The website has seemingly seen the error in its ways: as one senior official has recently proclaimed, “it’s time the Chinese people had unfettered access to information.” Make no mistake about it: Google’s moral muscle-flexing comes by way of an ultimatum. “Over the next few weeks,” blogged the company’s chief legal officer David Drummon, “we will be discussing with the Chinese government the basis on which we could operate an unfiltered search engine within the law”. If an accord cannot be reached, the communications colossus is prepared to leave the country.

Google doesn’t split any metaphysical hairs on the issue of its subjectivity and its moral machinations. It responded to the jeremiad in the same righteous rhetorical in 2006, insisting that despite its deference, the search engine’s presence would surely erode the Great E-Wall sundering the stalwart proto-Communist autocracy. “Although we weren’t wild about the restrictions, it was even worse to not try to serve those users at all,” Google CEO Eric Schmidt said of the issue. “We actually did an evil scale and decided not to serve at all was worse evil,” he said, evoking company’s tongue-in-cheek “don’t be evil” credo.

It is unlikely, however, that Google’s gambit would have made a modicum of difference in Chinese Communist Party policy “given the fact that marketization is a state-orchestrated project and it is intended to strengthen rather than to undermine the legitimacy of the Party-state” notes Bingchun Meng, Lecturer and China expert in the Media and Communications department at the London School of Economics. The government’s take-no-prisoners track record suggests that anticipating any belt-loosening from Beijing would be a “gross underestimate of the power of this authoritarian regime.”

In turn, many posit that Google’s pullout is profit, rather than morally-motivated, notwithstanding the clarion calls of the conglomerate’s execs. This, coupled with the fact that business has lagged painfully behind the obeisant Beijing-based search engine Baidu, has added to the hue and cry by human rights activists and sympathizers.
That the entire issue has been so steeped in principle begets interesting questions of politics, ethics and international business. What of the mop-board premise of the multinational’s ‘moral responsibility’ in public discussion? And why would Google self-style as arbiter of free speech and expression in China? According to Meng, the concept of the ‘multinational as missionary’ comes within a “broader liberal democratic thinking that conflates market with freedom of choice, freedom of information … which are then directly linked to democracy”. Present day, ‘market’ has taken on the form of a ‘frictionless capitalism’, a post-industrial society in which we witness the end of labour, the primacy of software over hardware, and the annexing of the entire work week by the chinos and v-necks of Casual Friday. It is laden, at least on the surface, with the same liberal-democratic wisdoms that dominate straight-up political diplomacy – collaboration, creativity, dialogue and respect – and are similarly posited as the keys to success.

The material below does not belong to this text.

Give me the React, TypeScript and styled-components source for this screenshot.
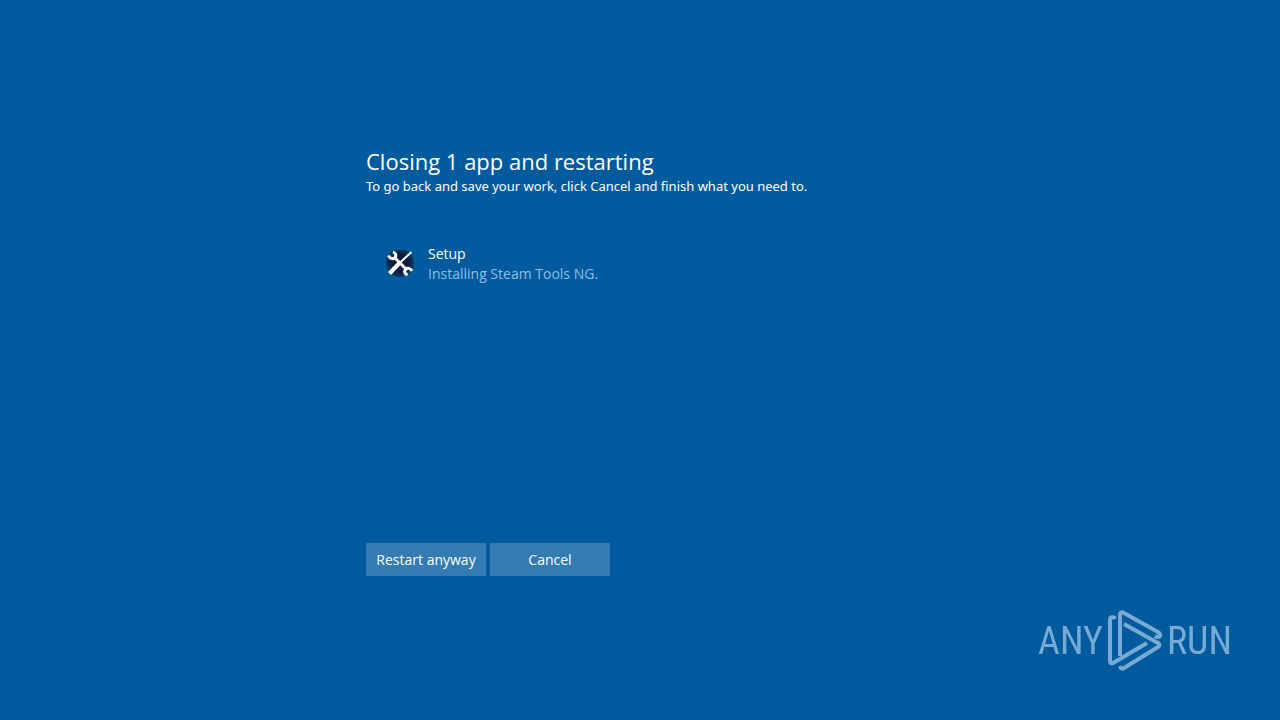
import React from "react";
import styled, { createGlobalStyle } from "styled-components";

const GlobalStyle = createGlobalStyle`
  * { box-sizing: border-box; }
  body {
    margin: 0;
    background: #005a9e;
    color: #fff;
    font-family: "Segoe UI", "Open Sans", "Noto Sans", sans-serif;
  }
`;

const Screen = styled.div`
  min-height: 100vh;
  display: flex;
  flex-direction: column;
  align-items: center;
  padding: 144px 24px 48px;
`;

const Content = styled.main`
  width: 100%;
  max-width: 548px;
`;

const Title = styled.h1`
  margin: 0;
  font-size: 22px;
  line-height: 34px;
  font-weight: 400;
`;

const Hint = styled.p`
  margin: 0;
  font-family: "Segoe UI", "Noto Sans", sans-serif;
  font-size: 13px;
  line-height: 16px;
`;

const AppList = styled.ul`
  list-style: none;
  margin: 0;
  padding: 50px 20px 0;
  min-height: 349px;
`;

const AppItem = styled.li`
  display: flex;
  align-items: center;
  gap: 14px;
`;

const AppIcon = styled.svg`
  width: 28px;
  height: 28px;
  flex: none;
`;

const AppText = styled.div`
  font-size: 14px;
  line-height: 20px;
`;

const AppStatus = styled.div`
  color: #8fbfe6;
`;

const Actions = styled.div`
  display: flex;
  gap: 4px;
`;

const ActionButton = styled.button`
  width: 120px;
  height: 33px;
  padding: 0;
  border: 0;
  background: #337bb1;
  color: #fff;
  font: inherit;
  font-size: 14px;
  line-height: 20px;
`;

const Watermark = styled.div`
  position: fixed;
  right: 48px;
  bottom: 48px;
  display: flex;
  align-items: center;
  gap: 4px;
  color: #78abd4;
  font-family: "Roboto Condensed", "Liberation Sans Narrow", sans-serif;
  font-weight: 400;
  font-size: 38px;
  line-height: 62px;
`;

const PlayMark = styled.svg`
  width: 56px;
  height: 62px;
`;

export default function App() {
  return (
    <>
      <GlobalStyle />
      <Screen>
        <Content>
          <Title>Closing 1 app and restarting</Title>
          <Hint>To go back and save your work, click Cancel and finish what you need to.</Hint>
          <AppList>
            <AppItem>
              <AppIcon viewBox="0 0 28 28" aria-hidden="true">
                <defs>
                  <radialGradient id="disc">
                    <stop offset="0.6" stopColor="#0b1c3c" />
                    <stop offset="1" stopColor="#0d3a64" />
                  </radialGradient>
                </defs>
                <circle cx="14" cy="13" r="14" fill="url(#disc)" />
                <g fill="none" stroke="#fff" strokeLinecap="butt">
                  <path d="M8 7 21 20" strokeWidth="3" />
                  <path d="M2.500 5.500C4 9 7.500 9.500 9 7.500S10 3.500 7 1.800" strokeWidth="3" />
                  <path d="M26 21C24.500 18 21 17.500 19.500 19.500S18.500 23.500 21.500 25" strokeWidth="3" />
                  <path d="M25.500 2 13 13.500" strokeWidth="2" />
                  <path d="M13 13.500 3.500 23.500" strokeWidth="4" />
                </g>
              </AppIcon>
              <AppText>
                <div>Setup</div>
                <AppStatus>Installing Steam Tools NG.</AppStatus>
              </AppText>
            </AppItem>
          </AppList>
          <Actions>
            <ActionButton type="button">Restart anyway</ActionButton>
            <ActionButton type="button">Cancel</ActionButton>
          </Actions>
        </Content>
      </Screen>
      <Watermark>
        <span>ANY</span>
        <PlayMark viewBox="0 0 56 62" aria-hidden="true">
          <g fill="none" stroke="currentColor" strokeWidth="4" strokeLinejoin="round">
            <path d="M8 9C7 6 3 7 3 10V51Q3 54 6 53L40 33" />
            <path d="M13 46V5Q13 1 17 3L51 22Q54 24 53 26 51 28 48 26" />
            <path d="M17 14 51 33Q54 35 51 37L17 58Q14 60 13 56" />
          </g>
        </PlayMark>
        <span>RUN</span>
      </Watermark>
    </>
  );
}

This business model has done little wrong by Google— except, of course, for in its pursuits on the Pacific Rim. But however futile and contentious are the ethical crusades of the ‘frictionless economy’ abroad, one can’t help but be heartened by its implications. What has been remarkable about Google’s treatment of the issue is the evident transparency and casualness of the conglomerate’s decision making. Google’s execs have preferred to grapple with their personal ethics in the company of reporters rather than rely on the sterile and guarded idiom of the press release. Voicing their doubts and bearing their necks, these web heavyweights have touted their humanity and potential folly, opening themselves up to criticism. Unsound business practice? Maybe. But I’d like to take it as propitious.